## 1 INTRODUCTION

The importance of wind energy has increased significantly in the past decades. In 2011, approximately 21% of installed power capacity in Europe was from wind power. [1] One problem of integrating wind power into the electricity grid is the volatility of wind speed and, consequently, of power production. Prediction of power production is therefore crucial for energy trading and management. In this context, probabilistic forecast methods have been receiving increased attention recently because of their higher value in decision making when compared with single value (point) forecasts. [2-4] Probabilistic forecasts can, e.g., be quantile or interval forecasts, full predictive distributions or risk indices in addition to point forecasts.

The general approach to make probabilistic power production forecasts with lead times ≥ 6 hours is to statistically post-process forecasts (mainly wind speed forecasts) from numerical weather prediction (NWP) models. [5] In the atmospheric sciences, this approach is termed model output statistics (MOS). [6] However, standard linear regression analysis, as typically used for MOS, is complicated by two major problems:

The relationship between wind speed and power production is clearly non-linear (Figures 1 and 2) .

The range of power production is limited between zero and nominal power so that typical parametric distribution assumptions (e.g., Gaussian) are inappropriate.

To overcome these problems, non-linear and often also non-parametric regression methods are used frequently in the literature. For example, a variety of non-linear quantile regression methods have been proposed. Examples are locally weighted quantile regression, [4, 7] quantile regression with spline basis functions [8] or a time-adaptive quantile regression. [9] Other widely used approaches are kernel density estimators and variations of it, [7, 10-12] ensemble post-processing, e.g., with kernel dressing [13, 14] or quantile correction, [15, 16] or adaptive resampling. [17] The disadvantages of such non-parametric non-linear models are that generally, a large number of parameters have to be estimated, and therefore, these estimations can be unstable, especially in cases where few data are available. Furthermore, the resulting models are sometimes hard to interpret and, more importantly, neglect the available information about the form of the power curve and the censoring.

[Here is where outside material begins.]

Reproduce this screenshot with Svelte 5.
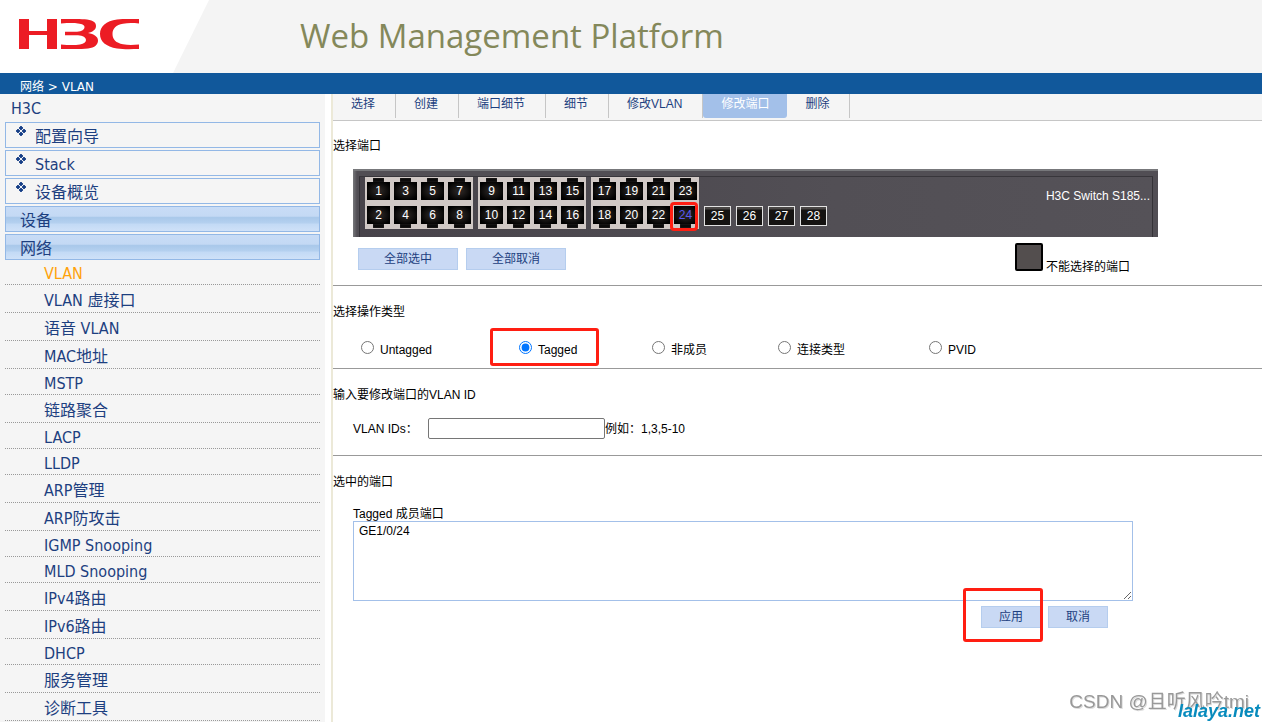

Therefore, we propose a new (line of) approach(es):

Transform the observed power observations into wind speed observations prior to MOS regression modeling by using the inverse of the power curve function. Note that this transforms the limited range from zero to nominal power into the limited range from cut-in wind speed to nominal wind speed.

Exploit the information about this limited range by using censored models in ‘wind space’ where typically much simpler (more) linear regressions can be used, and parametric distributions work well.

Figure 3 shows the relationship between power observations, transformed with the inverse power curve on the *y*-axis and NWP wind speed forecasts on the *x*-axis. Clearly, this seems to be almost linear, and just the censoring of the transformed power observations at cut-in and nominal wind speed has to be accounted for in a regression model. While such censored regression techniques are not very frequently used for MOS, they are among the standard regression models in statistics and econometrics and easily available in many software statistics packages. Thus, we can obtain probabilistic forecasts in ‘wind space’ with a relatively simple model and then employ the power curve again to transform these to probabilistic power production forecasts.

We are not the first to suggest usage of the known power curve to address the non-linearity issue. However, previous approaches employed the power curve itself rather than its inverse to transform the NWP wind speed forecasts into power forecasts prior to regression modeling. [15, 18, 19] While this is also very easy to carry out (refer to Figure 4 for an example), it has a crucial disadvantage: in the steep parts of the power curve, errors in the NWP wind speed forecasts are strongly amplified while errors of low and high NWP wind speed forecasts are suppressed. Hence, the resulting relationship between the (wind-to-power) transformed NWP wind speed forecasts and observed power production exhibits strong heteroskedasticity, which leads to less reliable estimates in regression models. Note the higher variance in the center of Figure 4 as compared with the lower variance on the left and the right sides. In contrast, the inverse power-to-wind transformed relationship in Figure 3 has a rather low and stable variance (only limited by censoring at cut-in and nominal speed).

In this study, we demonstrate how both parametric and non-parametric censored (linear) regression models can be employed for inverse power curve transformed data (i.e., in wind space). The resulting models are assessed and compared with previously suggested approaches for untransformed data as well as wind-to-power transformed data (i.e., in power space), showing that in many situations, we can get similar or even better performance from models that are easier to compute and interpret. As observation data, we use 3 years of wind turbine data from a turbine located in Austria. As NWP forecasts, high resolution and ensemble forecasts of wind in different heights from the European Centre for Medium-Range Weather Forecasts (ECMWF) are employed.

The remainder of the paper is organized as follows: In Section 2, the data used for testing the transformations and models are described briefly. The regression models are introduced in Section 3. The verification measures are specified in Section 4, and the corresponding results are shown in Section 5. Finally, a conclusion of the paper is provided in Section 6.